In other words, there is a widespread need to work with CAS Numbers independently of the CAS Registry System, but any such attempt is inherently non-authoritative. How can we work within this constraint?

What's lacking is the concept of confidence.

To illustrate, let's try to find the structure associated with the CAS Number [480-41-1]. In contrast to our earlier search, this one takes us to a summary page with three different structures! (see below)

Each of these three structures share the same connectivity, but different stereochemistry. The first structure (presumably) represents a racemate, the second represents the (S) enantiomer, and the third represents the (R) enantiomer.

At this point, we need to decide whether we've really found the structure for the CAS Number [480-41-1]. And we could use Chempedia's electronic paper trail to guide our thinking. Both the racemate and (S) enantiomer have five references linking structure and CAS number, whereas the (R) enantiomer only lists one.

We can also see that the racemate and and pure (S) enantiomer each are associated with yet another CAS Registry Number, [67604-48-2]. Examination of this record shows that two structures are cited, the same two structures we were originally considering.

Clearly, there's some confusion regarding the exact identity of the structure represented by CAS Number [480-41-1]. Nevertheless, we can guess that the Registry Numbers [67604-48-2] and [480-41-1] refer to the racemate and (S) enantiomer of the flavinoid Naringenin, although we don't know which is which.

For some applications this answer would be sufficient.

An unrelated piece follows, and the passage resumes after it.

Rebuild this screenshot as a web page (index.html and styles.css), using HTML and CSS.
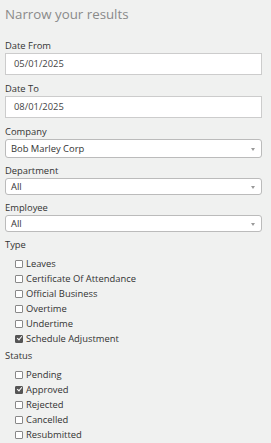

For others, however, it wouldn't. The key point is that Chempedia has enabled us to arrive at this conclusion by exposing the electronic paper trail of third-party CAS Registry Number assignments.

Chempedia offers a way to debug CAS Registry Numbers.

Chempedia currently contains just over 380,000 unique CAS Numbers. To browse through the entire set, ten at a time, you can begin with this page. Notice how RESTful URLs are used throughout.

Web 2.0 and All That

Those who have spent time using or developing "Web 2.0" applications may recognize a potentially powerful analogy between CAS Registry Numbers and the concept of tagging. A tag is an alphanumeric string associated with some resource of interest, for example, a photo, a scientific paper, a URL, or a blog post.

Although originally designed to uniquely identify a chemical substance or structure, when used in the wild, CAS Registry Numbers sometimes more closely resemble the fuzzy semantics of tagging.

Chemical information system that use CAS Numbers processed by third parties need to take this reality into account or run the risk of misleading users. Chempedia offers one method for doing so.

Conclusions

Chempedia currently contains just over 380,000 CAS registry numbers. Although this is a minuscule fraction of the total CAS Registry, Chempedia's collection comprises some of the most widely used and most important substances known. More importantly, Chempedia now offers a tool for understanding the often complex associations between chemical structure and CAS Registry numbers that exist in real-world chemical information sources.

In this sense, Chempedia could be a useful tool for small organizations to double check their CAS Number assignments and for individuals to quickly look up the chemical structure of a given CAS number and understand ambiguities.

Chempedia also lays bare both the confusion and consensus around CAS Registry Numbers used in the real world. If CAS Numbers in the wild are more like tags than unique identifiers, what can we do with this insight? Future articles will describe some possibilities.